The confidence interval that we just calculated may not have a 95% probability of covering $\lambda$ because it relies on two approximations:

1. the accuracy of the normal approximation for $\bar X$
2. how close our estimate of $\text{SD}[X_1]$ is to the true value

It is useful to know how close the coverage probability is to the advertised value of 95%. We conduct a simulation study to find out.

Let's evaluate a 95% confidence interval that is constructed using the sample standard deviation $S$ (defined above), in place of the unknown value of $\text{SD}[X_1]$. Let's do the following:

- pick an arbitrary value of $\lambda$
- repeatedly simulate $n=10$ independent observations from a $\text{Poisson}(\lambda)$ distribution
- form the (approximate) 95% confidence interval from each simulated data set
- check if each interval actually contains $\lambda$

and tabulate the results.

In [None]:
# Construct 95% confidence interval based on data
def construct_95_ci(data):
  n = len(data)
  X_bar = mean(data)
  S = sd(data)
  return X_bar - 2 * S / sqrt(n), X_bar + 2 * S / sqrt(n)

# Define lambda and a function that checks whether lambda is in an interval
lam = 0.8
def contains_lam(interval):
  lower, upper = interval
  return lower < lam < upper

# Simulate n observations from a Poisson lambda and construct 95% CI
n = 10
X = RV(Poisson(lam) ** n)
X.sim(1000).apply(construct_95_ci)

Now, how many of these intervals actually contain the true $\lambda$ of $0.8$?

In [None]:
X.sim(1000).apply(construct_95_ci).count(contains_lam)

The 95% interval appears to cover the true $\lambda$ of $0.8$ only about 90% of the time. So the approximations seem to matter a lot.

The coverage probability might vary by $\lambda$, so we repeat the simulation for a grid of $\lambda$ values.



In [None]:
n = 10

# Construct 95% confidence interval based on data
def construct_95_ci(data):
  n = len(data)
  X_bar = mean(data)
  S = sd(data)
  return X_bar - 2 * S / sqrt(n), X_bar + 2 * S / sqrt(n)

# Define grid of lambda values and placeholder for the coverage probabilities
lams = np.arange(start=0.2, stop=4.0, step=0.2)
coverage_probs = []

# Iterate over lambda values
for lam in lams:
  # Define a function that checks whether lam is in an interval
  def contains_lam(interval):
    lower, upper = interval
    return lower < lam < upper

  # Simulate observations from a Poisson lambda, form CI, see if it contains lambda
  X = RV(Poisson(lam) ** n)
  coverage_probs.append(
      X.sim(1000).apply(construct_95_ci).count(contains_lam) / 1000
  )

# Plot the coverage probability as a function of lambda
plt.plot(lams, coverage_probs)
plt.xlabel(r"$\lambda$")
plt.ylabel(r"Coverage Probability")
# Plot the desired coverage probability (95%)
plt.axhline(y=0.95, linestyle="--", color="red")
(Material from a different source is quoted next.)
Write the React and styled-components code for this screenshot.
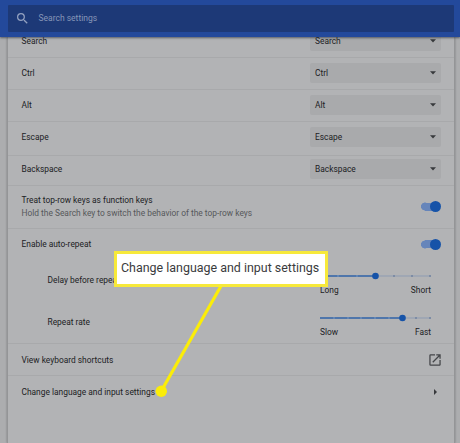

The confidence interval is advertised as having 95% probability of covering $\lambda$, but clearly the actual probability is quite a bit lower, closer to 90%.

This curve is quite wiggly because of simulation noise. We could make it smoother by increasing the number of simulations, but that would increase the time the simulation takes. We did 1000 simulations above for each value of $\lambda$; you may want to try increasing it to 10000 to see the effect it has on the runtime and on the output.
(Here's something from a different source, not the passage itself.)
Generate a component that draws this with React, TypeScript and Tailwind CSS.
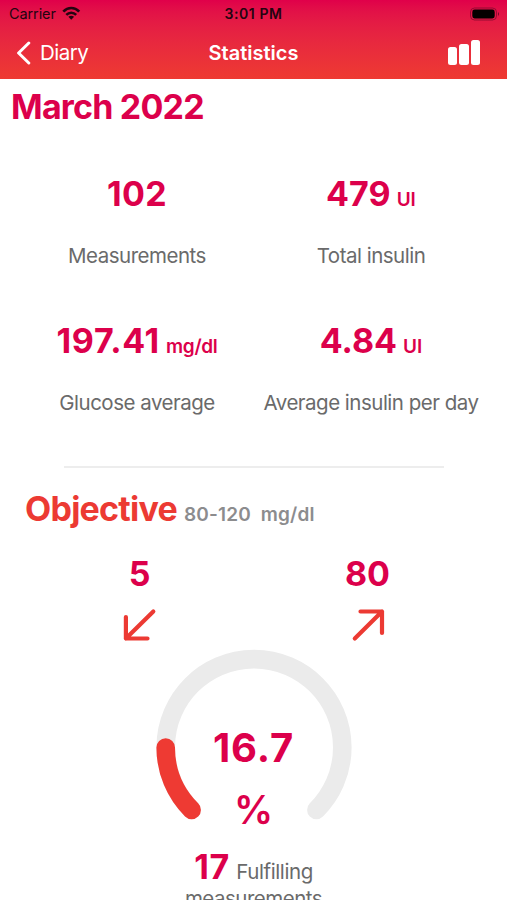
import React from "react";

const ROSE = "text-[#dc004b]";

type StatProps = {
  value: string;
  unit?: string;
  label: string;
  valueClass?: string;
  unitClass?: string;
};

function Stat({ value, unit, label, valueClass = "", unitClass = "" }: StatProps) {
  return (
    <div className="flex flex-col items-center whitespace-nowrap">
      <div className={`flex h-[42px] items-baseline leading-[42px] ${ROSE}`}>
        <span className={`text-[34px] font-bold ${valueClass}`}>{value}</span>
        {unit && <span className={`ml-[6px] text-[19px] font-semibold ${unitClass}`}>{unit}</span>}
      </div>
      <div className="mt-[27px] h-7 text-[20.5px] leading-7 tracking-[-0.5px] text-[#6a6a6a]">{label}</div>
    </div>
  );
}

function StatusBar() {
  return (
    <div className="grid h-[27px] grid-cols-3 items-center text-[#240410]">
      <div className="flex items-center gap-[6px] pl-[9px] text-[14.5px]">
        <span className="tracking-[-0.1px]">Carrier</span>
        <svg width="20" height="15" viewBox="0 0 20 15" fill="none" stroke="currentColor" strokeWidth="2.7">
          <path d="M1.3 5.6 C5.9 0.8 12.6 0.8 17.2 5.6" />
          <path d="M4.3 8.9 C7.1 6 11.4 6 14.2 8.9" strokeWidth="2.5" />
          <path d="M6.4 10.8 Q9.25 8.6 12.1 10.8 L9.25 13.8 Z" fill="currentColor" stroke="none" />
        </svg>
      </div>
      <div className="text-center text-[14px] font-semibold tracking-[0.6px]">3:01 PM</div>
      <div className="flex justify-end pr-[6px]">
        <svg width="32" height="14" viewBox="0 0 32 14">
          <rect x="1.5" y="1" width="26" height="12" rx="4" fill="none" stroke="#6d0829" strokeOpacity=".65" />
          <rect x="3.3" y="2.6" width="22.4" height="8.8" rx="2.3" fill="#050000" />
          <path d="M29 5 Q31 7 29 9 Z" fill="#6d0829" />
        </svg>
      </div>
    </div>
  );
}

export default function App() {
  return (
    <div className="h-[900px] w-full overflow-hidden bg-white font-['Inter','Liberation_Sans',sans-serif]">
      <header className="h-[79px] bg-linear-to-b from-[#e0004a] to-[#ee3a31]">
        <StatusBar />
        <nav className="grid h-[51px] grid-cols-3 items-center text-white">
          <div className="flex items-center gap-[9px] pl-4">
            <svg width="15" height="24" viewBox="0 0 15 24" fill="none" stroke="currentColor" strokeWidth="3" strokeLinecap="round" strokeLinejoin="round">
              <path d="M12.8 2 L2.6 12 L12.8 22" />
            </svg>
            <span className="pt-px text-[20.5px] tracking-[-0.5px]">Diary</span>
          </div>
          <div className="text-center text-[20px] font-semibold tracking-[0px]">Statistics</div>
          <div className="flex h-[25px] items-end justify-end gap-[2px] pr-[27px]">
            <div className="h-[18px] w-[9.5px] rounded-[2.5px] bg-white" />
            <div className="h-[21px] w-[9.5px] rounded-[2.5px] bg-white" />
            <div className="h-[25px] w-[9.5px] rounded-[2.5px] bg-white" />
          </div>
        </nav>
      </header>

      <h1 className={`mt-[7px] pl-[11px] text-[34px] leading-[42px] font-bold tracking-[-0.8px] ${ROSE}`}>March 2022</h1>

      <section className="mt-[45px] grid grid-cols-[234px_234px] gap-y-[50px] pl-5">
        <Stat value="102" label="Measurements" valueClass="tracking-[0.4px]" />
        <Stat value="479" unit="UI" label="Total insulin" />
        <Stat value="197.41" unit="mg/dl" label="Glucose average" valueClass="tracking-[0.7px]" unitClass="tracking-[-0.3px]" />
        <Stat value="4.84" unit="UI" label="Average insulin per day" />
      </section>

      <div className="mx-auto mt-[49px] h-[2px] w-[380px] bg-[#ededed]" />

      <section>
        <h2 className="mt-[20px] flex h-[41px] items-baseline pl-[25px] leading-[42px]">
          <span className="text-[34px] font-bold tracking-[-0.75px] text-[#ec3a33]">Objective</span>
          <span className="ml-[7px] text-[19px] font-semibold tracking-[0.15px] whitespace-pre text-[#8c8c8e]">80-120  mg/dl</span>
        </h2>

        <div className="mt-[24px] flex justify-center gap-[128px]">
          <div className="flex w-[100px] flex-col items-center">
            <span className={`text-[34px] leading-[42px] font-bold ${ROSE}`}>5</span>
            <svg className="mt-3" width="36" height="36" viewBox="0 0 36 36" fill="none" stroke="#ec3a33" strokeWidth="4.2" strokeLinecap="round" strokeLinejoin="round">
              <path d="M31.3 4.5 L3.9 31.5 M3.9 10 V31.5 H25.5" />
            </svg>
          </div>
          <div className="flex w-[100px] flex-col items-center">
            <span className={`text-[34px] leading-[42px] font-bold ${ROSE}`}>80</span>
            <svg className="mt-3" width="36" height="36" viewBox="0 0 36 36" fill="none" stroke="#ec3a33" strokeWidth="4.2" strokeLinecap="round" strokeLinejoin="round">
              <path d="M4.8 31.5 L32 4.5 M10.5 4.5 H32 V26" />
            </svg>
          </div>
        </div>

        <div className="mt-[5px] grid justify-center">
          <svg className="col-start-1 row-start-1" width="200" height="200" viewBox="0 0 200 200" fill="none" strokeWidth="18.6" strokeLinecap="round">
            <path d="M37.6 161.9 A88.3 88.3 0 1 1 162.4 161.9" stroke="#ebebeb" />
            <path d="M37.6 161.9 A88.3 88.3 0 0 1 11.7 99.5" stroke="#ee3a33" />
          </svg>
          <div className={`col-start-1 row-start-1 pt-[69px] text-center text-[40px] leading-[62px] font-bold ${ROSE}`}>
            <div className="tracking-[0.9px]">16.7</div>
            <div className="text-[39px] font-semibold">%</div>
          </div>
        </div>

        <div className="mt-[-2px] text-center text-[20.5px] leading-[42px] tracking-[-0.5px] text-[#6a6a6a]">
          <span className={`text-[34px] font-bold tracking-[0.8px] ${ROSE}`}>17</span>
          <span className="ml-[6px] tracking-[-0.4px]">Fulfilling</span>
          <div className="mt-[-8px] h-[28px] leading-[28px]">measurements</div>
        </div>
      </section>
    </div>
  );
}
In the confidence interval above, we estimated $\text{SD}[X_1]$ using the sample standard deviation $S$.

However, for Poisson random variables, there is slightly different confidence interval we could construct. Because $\text{SD}[X_1] = \sqrt{\lambda}$, we could also estimate it by $\sqrt{\bar X}$, since $\bar X$ is an estimate for $\lambda$.

**Question 2.** Conduct a simulation study to analyze the coverage probability of a 95% confidence interval that uses $\sqrt{\bar X}$ as the estimator of $\text{SD}[X_1]$ in the formula, instead of the generic estimator $S$. (You can do this by modifying the simulation study above.) 

Does this confidence interval have better coverage than the confidence interval above?

In [None]:
# YOUR CODE HERE

_YOUR ANALYSIS HERE_

# Submission Instructions

You do not need to submit this notebook. However, a solid understanding of this material is necessary to do the final project.